Sanctions factices et reculs successifs
Des travaux démarrés fin 2018 sans autorisation, des scellés jamais posés sur les engins de chantier début 2019, des sanctions financières non exécutées, un remplissage du lac malgré l’interdiction, une vidange ordonnée début 2020 jamais effectuée… la non-application des sanctions administratives décidées par la Préfecture du Lot-et-Garonne est devenue presque systématique dans ce dossier. En cause, l’inertie de l’Etat et de la préfecture du Lot-et-Garonne face au passage en force et aux menaces des promoteurs de la retenue. Les reculs de l’Etat ont rendu purement factices, virtuelles même, les sanctions arrêtées, encourageant et légitimant les comportements irresponsables… effectivement poursuivis avec aplomb aux yeux de tous et avec le soutien de la plupart des élus locaux.
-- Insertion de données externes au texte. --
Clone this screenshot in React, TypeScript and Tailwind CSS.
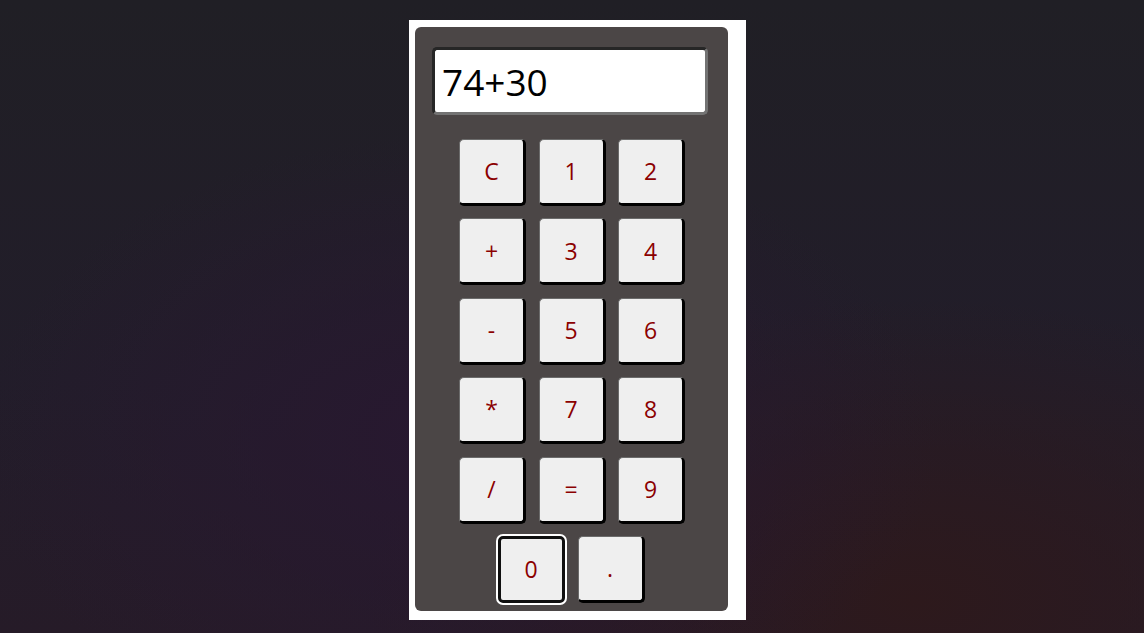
import { useState } from 'react'

const rows: string[][] = [
  ['C', '1', '2'],
  ['+', '3', '4'],
  ['-', '5', '6'],
  ['*', '7', '8'],
  ['/', '=', '9'],
]

function Key({ label, focused }: { label: string; focused?: boolean }) {
  return (
    <button
      className={
        focused
          ? 'w-[67px] h-[67px] rounded-[5px] bg-[#efefef] text-[#8b0000] text-[23px] border-[3px] border-[#101010] outline-2 outline-white'
          : 'w-[67px] h-[67px] rounded-[5px] bg-[#efefef] text-[#8b0000] text-[23px] border border-[#6b6b6b] border-r-[3px] border-b-[3px] border-r-black border-b-black'
      }
    >
      {label}
    </button>
  )
}

export default function App() {
  const [value] = useState('74+30')

  return (
    <div
      className="min-h-screen w-full flex justify-center pt-[20px] bg-[radial-gradient(ellipse_60%_70%_at_40%_70%,#281830_0%,transparent_70%),radial-gradient(ellipse_60%_60%_at_80%_95%,#2d191c_0%,transparent_80%),linear-gradient(180deg,#201f25_0%,#221d2a_60%,#261b28_100%)]"
      style={{ fontFamily: '"Open Sans", "Noto Sans", sans-serif' }}
    >
      <div className="ml-[10px] w-[337px] h-[600px] bg-white pl-[6px] pt-[7px]">
        <div className="w-[313px] h-[584px] bg-[#4b4646] rounded-[6px] pt-[20px] flex flex-col items-center">
          {/* Display */}
          <div className="w-[276px] h-[68px] bg-white rounded-[5px] border-[3px] border-t-[#262626] border-l-[#262626] border-r-[#737373] border-b-[#737373] flex items-center pl-[7px] ml-[-2px]">
            <span className="text-[37px] text-black leading-none">{value}</span>
          </div>

          {/* Keys */}
          <div className="mt-[24px] grid grid-cols-[67px_67px_67px] gap-x-[12.5px] gap-y-[12.4px] ml-[2px]">
            {rows.flat().map((k) => (
              <Key key={k} label={k} />
            ))}
          </div>
          <div className="mt-[12.4px] flex gap-[13px]">
            <Key label="0" focused />
            <Key label="." />
          </div>
        </div>
      </div>
    </div>
  )
}
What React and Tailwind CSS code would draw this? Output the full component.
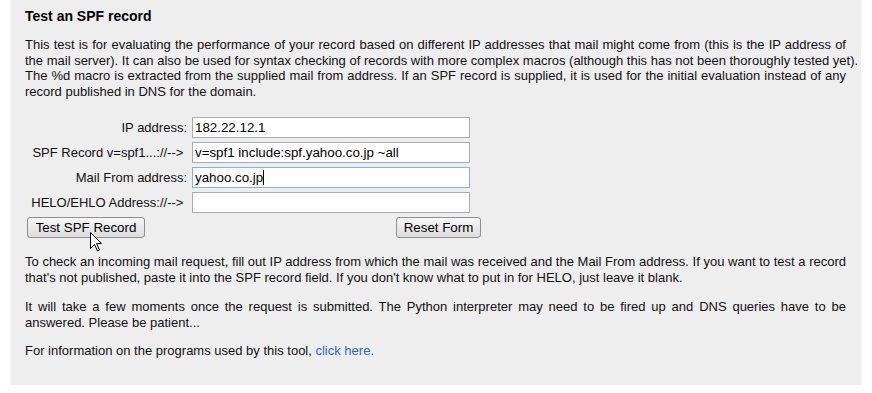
import React from "react";

const J = ({ children }) => (
  <div className="whitespace-nowrap text-justify [text-align-last:justify]">{children}</div>
);
const L = ({ children }) => <div className="whitespace-nowrap">{children}</div>;

const Field = ({ label, value, focused }) => (
  <div className="flex items-center h-[21px]">
    <div className="w-[162px] text-right whitespace-nowrap">{label}</div>
    <div
      className={
        "ml-[5px] w-[278px] h-[21px] bg-white flex items-center px-[2px] text-[13.33px] text-black border " +
        (focused ? "border-[#80b3e6]" : "border-[#abadb3]")
      }
    >
      <span className="whitespace-pre">{value}</span>
      {focused && <span className="w-px h-[15px] bg-black" />}
    </div>
  </div>
);

const Btn = ({ children, className = "" }) => (
  <div
    className={
      "h-[21px] flex items-center justify-center text-[13.33px] text-black border border-[#8f8f8f] rounded-[3px] bg-gradient-to-b from-[#f7f7f7] to-[#dcdcdc] " +
      className
    }
  >
    {children}
  </div>
);

export default function App() {
  return (
    <div
      className="relative w-[872px] h-[393px] bg-white text-[#111] text-[13px]"
      style={{ fontFamily: '"Liberation Sans", Arial, sans-serif' }}
    >
      <div className="ml-[11px] w-[850px] h-[385px] bg-[#eeeeee] pt-[8px] pl-[14px] pr-[15px]">
        <div className="text-[14px] font-bold leading-[16px] text-black">Test an SPF record</div>

        <div className="mt-[13px] leading-[15.5px]">
          <J>
            This test is for evaluating the performance of your record based on different IP addresses that mail might come from (this is the IP address of
          </J>
          <J>
            the mail server). It can also be used for syntax checking of records with more complex macros (although this has not been thoroughly tested yet).
          </J>
          <J>
            The %d macro is extracted from the supplied mail from address. If an SPF record is supplied, it is used for the initial evaluation instead of any
          </J>
          <L>record published in DNS for the domain.</L>
        </div>

        <div className="mt-[18px] flex flex-col gap-[4px]">
          <Field label="IP address:" value="182.22.12.1" />
          <Field label={"SPF Record v=spf1...://-->\u00a0"} value="v=spf1 include:spf.yahoo.co.jp ~all" />
          <Field label="Mail From address:" value="yahoo.co.jp" focused />
          <Field label={"HELO/EHLO Address://-->\u00a0"} value="" />
          <div className="flex">
            <Btn className="ml-[2px] w-[118px]">Test SPF Record</Btn>
            <Btn className="ml-[251px] w-[85px]">Reset Form</Btn>
          </div>
        </div>

        <div className="mt-[16px] leading-[15.5px]">
          <J>
            To check an incoming mail request, fill out IP address from which the mail was received and the Mail From address. If you want to test a record
          </J>
          <L>
            that's not published, paste it into the SPF record field. If you don't know what to put in for HELO, just leave it blank.
          </L>
        </div>

        <div className="mt-[14px] leading-[15.5px]">
          <J>
            It will take a few moments once the request is submitted. The Python interpreter may need to be fired up and DNS queries have to be
          </J>
          <L>answered. Please be patient...</L>
        </div>

        <div className="mt-[13px] leading-[15.5px]">
          <L>
            For information on the programs used by this tool, <span className="text-[#3366cc]">click here</span>.
          </L>
        </div>
      </div>

      <svg
        className="absolute left-[90px] top-[232px]"
        width="13"
        height="20"
        viewBox="0 0 13 20"
      >
        <path
          d="M0.5 0.5 L0.5 16.5 L4.5 12.5 L7.5 19 L9.5 18 L6.6 11.6 L11.5 11.5 Z"
          fill="white"
          stroke="black"
          strokeWidth="1"
          strokeLinejoin="miter"
        />
      </svg>
    </div>
  );
}
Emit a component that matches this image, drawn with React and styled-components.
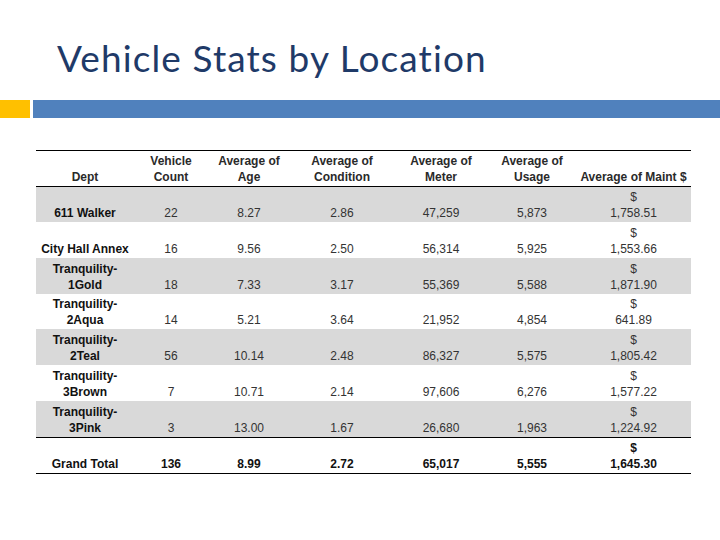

Dernier recul : l’autorisation, donnée par l’Etat, d’utiliser l’eau de la retenue cet été. Ceci après avoir ordonné, deux mois plus tôt, sa vidange pour des raisons de sécurité. Pour France Nature Environnement, ces complaisances annoncent une régularisation du barrage de Caussade, parfait contre-exemple du respect du droit et de l’environnement. Face à cette énième concession, notre fédération a déposé 2 référés au Tribunal administratif de Bordeaux le 8 mai 2020, demandant l’interdiction de l’utilisation de la retenue d’eau illégale et la vidange immédiate du lac
Une bien curieuse mission d’inspection
Balayant d’un revers de manche les arguments de France Nature Environnement, le tribunal administratif de Bordeaux vient de rejeter la première de nos requêtes. Ses motifs : une démarche de concertation a été entreprise par la préfète et une mission interministérielle a été lancée opportunément quelques jours avant ; la Chambre d’agriculture 47 (qui n’a sur ce dossier respecté aucun de ses engagements) aurait missionné un bureau d’étude pour assurer une surveillance du barrage ; les risques de rupture du barrage ne seraient pas encore démontrés…
Pour Arnaud Schwartz, président de de France Nature Environnement, « cette décision est incompréhensible et inquiétante. Alors que le Tribunal administratif considérait urgent de sanctionner ces dérives début 2019, il considère aujourd’hui que l’urgence a finalement disparu. Il renonce ainsi à sanctionner les nouvelles dérives survenues. La loi doit-elle être ignorée du fait de la désignation d’une mission d’inspection qui débute seulement ses travaux ? Je suis scandalisé de lire dans la lettre ordonnant cette mission, signée par 4 ministres, combien la régularisation du barrage est l’orientation choisie : c’est une véritable prime à la délinquance écologique. Quand l’ordre public sera-t-il rétabli et les sanctions appliquées ? Les associations poursuivront sans relâche leur travail de mobilisation pour que ce calamiteux précédent demeure sans suite et que la loi soit enfin respectée en Lot-et-Garonne, et partout sur le territoire. »
Lire la lettre de mission d’inspection
Un dossier hautement symbolique
Symbolique d’une part, car derrière les questions de légalité et de sécurité de ce barrage, ce sont les questions de l’adaptation de notre agriculture au changement climatique, et du juste partage de la ressource en eau qui se posent. Développer massivement l’irrigation est une mauvaise réponse face à la raréfaction de la ressource en eau. C’est encore plus vrai dans le bassin versant du Tolzac où la multiplication des retenues (plus de 600 recensées, de toute taille) aggrave le problème. Envoyer le signal qu’il n’y a aucun problème à s’accaparer illégalement la ressource en eau dans un contexte de dérèglement climatique est de l’inconscience.
Symbolique d’autre part, car la semaine dernière, un militant, juriste et administrateur de France Nature Environnement était convoqué à la gendarmerie pour avoir donné une interview… dans un champ, alors qu’il dénonçait l’implantation de serres industrielles à tomates hors-sol sur une zone humide. Dérive de la cellule « Demeter », censée condamner les « actions de nature idéologique » à l’encontre des agriculteurs ? Jolie illustration d’un « deux poids, deux mesures » au détriment, comme toujours, de la protection de l’environnement.